仮想通貨の不思議

2018.4.9 林 文夫

<初出:キヤノングローバル戦略研究所 機関誌 Highlight Vol. 59, 2018年4月>

仮想通貨、ブロックチェーンという言葉を最近よく聞く。ブロックチェーンは社会の仕組みを根本的に変える情報技術で、仮想通貨には現金や銀行を過去の遺物にする破壊力があるとみる論者は内外に多数いる。

ブロックチェーンとは、インターネット上で誰でも閲覧でき、改ざん不可能なので公的認証が不要の登記簿、と私は理解している。ビットコインに代表される仮想通貨は、ブロックチェーンに登記された電子情報である。

仮想通貨の出現以前は、決済手段は現金か銀行振込だった。カードやスマホのおかげで銀行振込が便利になったので、現金の役割は縮小している。現金に代わって仮想通貨は、銀行間決済に対抗できる決済手段になるのだろうか。

現金は政府が発行する不換紙幣である。発行体が保有する担保資産との交換が保証される兌換紙幣と異なり、不換紙幣が流通するためには、各人が「自分以外の人々がこの紙幣を受け取ってくれる」と信じる共同幻想が条件となる。どうして現金が共同幻想を獲得したのかについては、経済学の定説はない(モデルの均衡が多数存在し、そのうちの一つでは不換紙幣は価値を持たない)。税金の納付に使えることが理由だと私は考えるが、政府の何らかの強制力が関係することは間違いない。

ビットコインは、現金と同様、不換紙幣である(紙でなく電子情報だが)。しかし発行体は政府ではない。私にとっての驚きは、それにもかかわらずビットコインが流通したことである(例えばビックカメラではビットコインで買い物ができる)。共同幻想がどう形成されたのか、私にはわからない。媒体が紙でないことが理由なのかもしれない。

不換紙幣型の仮想通貨が流通するのなら、仮想通貨に兌換性を付与して価値を安定させれば、より広く流通するだろう。兌換紙幣型の仮想通貨はすでに存在するようだが、なぜかビットコインほどには流通していない。聞いたこともない発行体の仮想通貨は、大多数の人々には詐欺と映るのかもしれない。
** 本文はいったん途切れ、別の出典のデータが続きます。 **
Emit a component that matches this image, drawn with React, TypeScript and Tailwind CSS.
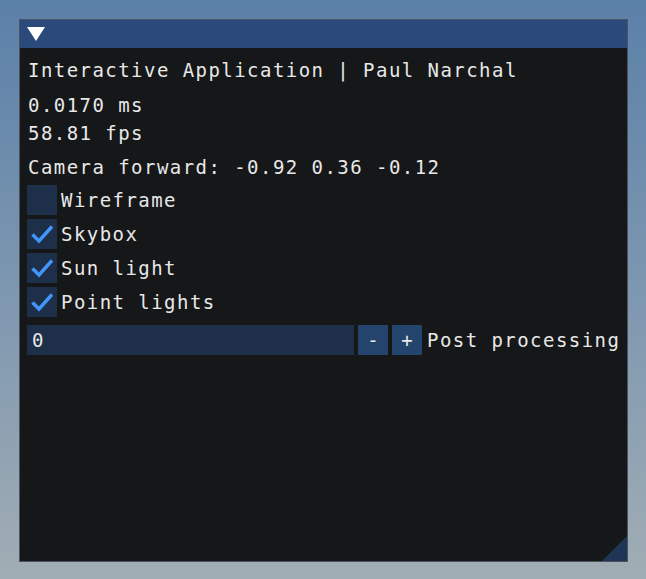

しかしこの問題は、信用のある民間組織が発行体になれば解決するのではないか。

ブロックチェーンが本当にハッキングに耐えられる認証制度だとすると、いろいろな仮想通貨がこれからも発行されるだろう。「れば」の話だが、それらの仮想通貨の流通が十分広がれば、手数料のかかる銀行振込は決済に使われなくなる。銀行預金を持つ人はいなくなるので、中央銀行を核とする銀行間決済システムは不要になる。銀行は融資に特化した単なるファンドになる。

仮想通貨は多くの検討課題を提起する。仮想通貨だけで決済サービスの需要は満たされるのか。物価水準の決定はどうなるのか。金融政策の効果は残るのか。政府が不換紙幣型の仮想通貨を発行したら民間の兌換型は駆逐されるか、等々。

ブロックチェーンの基本原理は、Satoshi Nakamoto と名のる人物が2008年に公表した。このたった9ページの論文が世界を変えつつあるのかもしれない。